Python SDK v2 for Azure Machine Learning.
REST API: The API that the CLI and SDK are built on.
The curl utility. The curl program is available in the Windows Subsystem for Linux or any UNIX distribution.
Tip
In PowerShell, curl is an alias for Invoke-WebRequest and curl -d "key=val" -X POST uri becomes Invoke-WebRequest -Body "key=val" -Method POST -Uri uri.
While it is possible to call the REST API from PowerShell, the examples in this article assume you are using Bash.
The jq utility for processing JSON. This utility is used to extract values from the JSON documents that are returned from REST API calls.
Clone the examples repository
The code snippets in this article are based on examples in the Azure Machine Learning examples GitHub repo. To clone the repository to your development environment, use the following command:
Use --depth 1 to clone only the latest commit to the repository, which reduces time to complete the operation.
Example job
The examples in this article use the iris flower dataset to train an MLFlow model.
Train in the cloud
When training in the cloud, you must connect to your Azure Machine Learning workspace and select a compute resource that will be used to run the training job.
1. Connect to the workspace
Tip
Use the tabs below to select the method you want to use to train a model. Selecting a tab will automatically switch all the tabs in this article to the same tab. You can select another tab at any time.

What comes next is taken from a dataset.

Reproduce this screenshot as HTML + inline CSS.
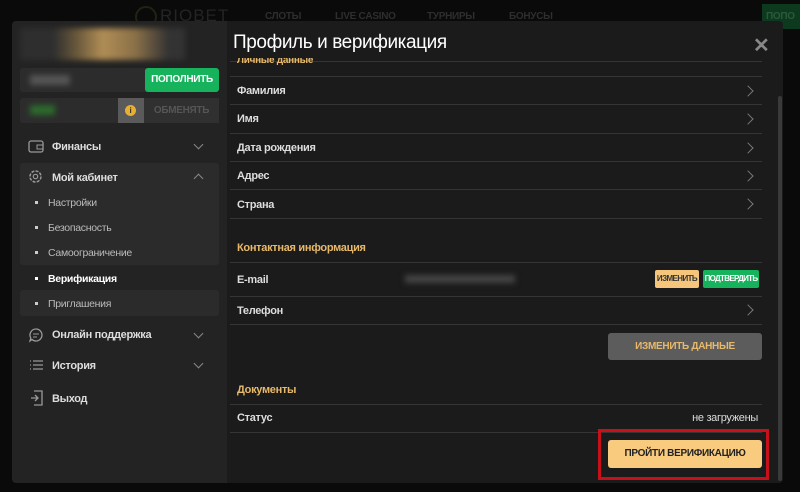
<!DOCTYPE html>
<html><head><meta charset="utf-8"><style>
*{margin:0;padding:0;box-sizing:border-box}
body{width:800px;height:492px;background:#0a0a0a;font-family:"Liberation Sans",sans-serif;position:relative;overflow:hidden;color:#ddd;letter-spacing:-0.3px}
.a{position:absolute}
.nav{color:#2e2e2e;font-size:10px;font-weight:bold;top:11px}
.lp{left:12px;top:21px;width:215px;height:462px;background:#232323;border-radius:4px 0 0 4px}
.rp{left:227px;top:21px;width:556px;height:462px;background:#1b1b1b;border-radius:0 4px 4px 0}
.t{font-size:11px;color:#ddd;font-weight:bold;top:0}
.line{height:1px;background:#353535;left:230px;width:532px}
.gold{color:#e8b96a;font-size:11px;font-weight:bold}
.chev{width:8px;height:8px;border-right:1.3px solid #777;border-top:1.3px solid #777;transform:rotate(45deg);left:744px}
.dn{width:7px;height:7px;border-right:1.5px solid #888;border-bottom:1.5px solid #888;transform:rotate(45deg);left:195px}
.up{width:7px;height:7px;border-left:1.5px solid #888;border-top:1.5px solid #888;transform:rotate(45deg);left:195px}
.mi{font-size:11px;font-weight:bold;color:#ddd;left:52px}
.si{font-size:10.5px;color:#bbb;left:48px}
.dot{width:3px;height:3px;background:#ccc;left:35px}
</style></head><body>
<div class="a" style="left:135px;top:6px;width:22px;height:22px;border-radius:50%;border:2px solid #222214"></div>
<div class="a" style="left:160px;top:6px;font-size:17px;color:#242424;letter-spacing:1px">RIOBET</div>
<div class="a nav" style="left:265px">СЛОТЫ</div>
<div class="a nav" style="left:335px">LIVE CASINO</div>
<div class="a nav" style="left:427px">ТУРНИРЫ</div>
<div class="a nav" style="left:509px">БОНУСЫ</div>
<div class="a" style="left:762px;top:4px;width:40px;height:25px;background:#0d3a1f;color:#2a5a3a;font-size:10px;padding:7px 4px;font-weight:bold">ПОПО</div>
<div class="a lp"></div>
<div class="a rp"></div>
<div class="a" style="left:20px;top:28px;width:165px;height:32px;background:linear-gradient(90deg,#2e2e2e 20%,#6b5a3c 35%,#b08d55 50%,#8a7048 70%,#333 90%);filter:blur(3px)"></div>
<div class="a" style="left:20px;top:68px;width:199px;height:24px;background:#2c2c2c;border-radius:3px"></div>
<div class="a" style="left:30px;top:75px;width:40px;height:10px;background:#555;filter:blur(3px)"></div>
<div class="a" style="left:145px;top:68px;width:74px;height:24px;background:#16b35c;border-radius:3px;color:#fff;font-size:10px;font-weight:bold;text-align:center;line-height:24px">ПОПОЛНИТЬ</div>
<div class="a" style="left:20px;top:98px;width:199px;height:25px;background:#2c2c2c;border-radius:3px"></div>
<div class="a" style="left:30px;top:105px;width:25px;height:10px;background:#2d6a2d;filter:blur(3px)"></div>
<div class="a" style="left:118px;top:98px;width:26px;height:25px;background:#5a5a5a"></div>
<div class="a" style="left:125px;top:105px;width:11px;height:11px;border-radius:50%;background:#e8b030;color:#333;font-size:8px;font-weight:bold;text-align:center;line-height:11px">i</div>
<div class="a" style="left:144px;top:98px;width:75px;height:25px;background:#303030;color:#555;font-size:10px;font-weight:bold;text-align:center;line-height:25px">ОБМЕНЯТЬ</div>
<svg class="a" style="left:28px;top:139px" width="16" height="14"><rect x="1" y="2" width="14" height="11" rx="2" fill="none" stroke="#999" stroke-width="1.3"/><rect x="9" y="6" width="6" height="4" fill="none" stroke="#999"/></svg>
<div class="a mi" style="top:141px">Финансы</div>
<div class="a dn" style="top:141px"></div>
<div class="a" style="left:20px;top:163px;width:199px;height:102px;background:#2b2b2b;border-radius:3px"></div>
<div class="a" style="left:20px;top:290px;width:199px;height:26px;background:#2b2b2b;border-radius:3px"></div>
<svg class="a" style="left:28px;top:169px" width="15" height="15"><circle cx="7.5" cy="7.5" r="5.5" fill="none" stroke="#999" stroke-width="1.5" stroke-dasharray="3 1.3"/><circle cx="7.5" cy="7.5" r="2.2" fill="none" stroke="#999" stroke-width="1.2"/></svg>
<div class="a mi" style="top:172px">Мой кабинет</div>
<div class="a up" style="top:175px"></div>
<div class="a dot" style="top:201px"></div><div class="a si" style="top:197px">Настройки</div>
<div class="a dot" style="top:226px"></div><div class="a si" style="top:222px">Безопасность</div>
<div class="a dot" style="top:251px"></div><div class="a si" style="top:247px">Самоограничение</div>
<div class="a dot" style="top:277px;background:#fff"></div><div class="a si" style="top:273px;color:#fff;font-weight:bold">Верификация</div>
<div class="a dot" style="top:302px"></div><div class="a si" style="top:298px">Приглашения</div>
<svg class="a" style="left:28px;top:327px" width="16" height="16"><path d="M8 2a6 6 0 1 1-4 10.5L2 14l.8-3A6 6 0 0 1 8 2z" fill="none" stroke="#999" stroke-width="1.3"/><path d="M5 7h6M5 10h4" stroke="#999"/></svg>
<div class="a mi" style="top:329px">Онлайн поддержка</div>
<div class="a dn" style="top:330px"></div>
<svg class="a" style="left:29px;top:359px" width="15" height="12"><path d="M1 2h1M1 6h1M1 10h1M4 2h10M4 6h10M4 10h10" stroke="#999" stroke-width="1.2"/></svg>
<div class="a mi" style="top:360px">История</div>
<div class="a dn" style="top:360px"></div>
<svg class="a" style="left:30px;top:390px" width="14" height="16"><path d="M4 1h8v14H4M1 8h7M5 5l3 3-3 3" fill="none" stroke="#999" stroke-width="1.3"/></svg>
<div class="a mi" style="top:393px">Выход</div>

<div class="a" style="left:233px;top:32px;font-size:19px;color:#fff;letter-spacing:-0.4px">Профиль и верификация</div>
<div class="a" style="left:753px;top:33px;font-size:20px;color:#888;font-weight:bold">✕</div>
<div class="a line" style="top:61px"></div>
<div class="a gold" style="left:237px;top:58px;height:10px;overflow:hidden;line-height:6px;font-size:10px">Личные данные</div>
<div class="a line" style="top:76px"></div>
<div class="a t" style="left:237px;top:85px">Фамилия</div><div class="a chev" style="top:87px"></div>
<div class="a line" style="top:104px"></div>
<div class="a t" style="left:237px;top:113px">Имя</div><div class="a chev" style="top:115px"></div>
<div class="a line" style="top:133px"></div>
<div class="a t" style="left:237px;top:142px">Дата рождения</div><div class="a chev" style="top:144px"></div>
<div class="a line" style="top:161px"></div>
<div class="a t" style="left:237px;top:170px">Адрес</div><div class="a chev" style="top:172px"></div>
<div class="a line" style="top:189px"></div>
<div class="a t" style="left:237px;top:199px">Страна</div><div class="a chev" style="top:200px"></div>
<div class="a line" style="top:218px"></div>
<div class="a gold" style="left:237px;top:242px">Контактная информация</div>
<div class="a line" style="top:262px"></div>
<div class="a t" style="left:237px;top:274px">E-mail</div>
<div class="a" style="left:405px;top:275px;width:110px;height:8px;background:#444;filter:blur(3px)"></div>
<div class="a" style="left:655px;top:270px;width:44px;height:18px;background:#f6c57c;border-radius:2px;color:#333;font-size:8px;font-weight:bold;text-align:center;line-height:18px;letter-spacing:-0.6px">ИЗМЕНИТЬ</div>
<div class="a" style="left:703px;top:270px;width:56px;height:18px;background:#16b35c;border-radius:2px;color:#fff;font-size:8px;font-weight:bold;text-align:center;line-height:18px;letter-spacing:-0.7px">ПОДТВЕРДИТЬ</div>
<div class="a line" style="top:296px"></div>
<div class="a t" style="left:237px;top:305px">Телефон</div><div class="a chev" style="top:306px"></div>
<div class="a line" style="top:324px"></div>
<div class="a" style="left:608px;top:333px;width:154px;height:27px;background:#5c5c5c;border-radius:3px;color:#e8b96a;font-size:10px;font-weight:bold;text-align:center;line-height:27px">ИЗМЕНИТЬ ДАННЫЕ</div>
<div class="a gold" style="left:237px;top:384px">Документы</div>
<div class="a line" style="top:404px"></div>
<div class="a t" style="left:237px;top:412px">Статус</div>
<div class="a t" style="left:600px;width:158px;text-align:right;top:412px;font-weight:normal;color:#ddd">не загружены</div>
<div class="a line" style="top:432px"></div>
<div class="a" style="left:598px;top:429px;width:171px;height:51px;border:3px solid #c8101a"></div>
<div class="a" style="left:608px;top:440px;width:154px;height:28px;background:#f9cb7f;border-radius:3px;color:#222;font-size:10px;font-weight:bold;text-align:center;line-height:28px">ПРОЙТИ ВЕРИФИКАЦИЮ</div>
<div class="a" style="left:778px;top:96px;width:4px;height:385px;background:#3a3a3a;border-radius:2px"></div>
</body></html>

To connect to the workspace, you need identifier parameters - a subscription, resource group, and workspace name. You'll use these details in the MLClient from the azure.ai.ml namespace to get a handle to the required Azure Machine Learning workspace. To authenticate, you use the default Azure authentication. Check this example for more details on how to configure credentials and connect to a workspace.
#import required libraries
from azure.ai.ml import MLClient
from azure.identity import DefaultAzureCredential
#Enter details of your Azure Machine Learning workspace
subscription_id = '<SUBSCRIPTION_ID>'
resource_group = '<RESOURCE_GROUP>'
workspace = '<AZUREML_WORKSPACE_NAME>'
#connect to the workspace
ml_client = MLClient(DefaultAzureCredential(), subscription_id, resource_group, workspace)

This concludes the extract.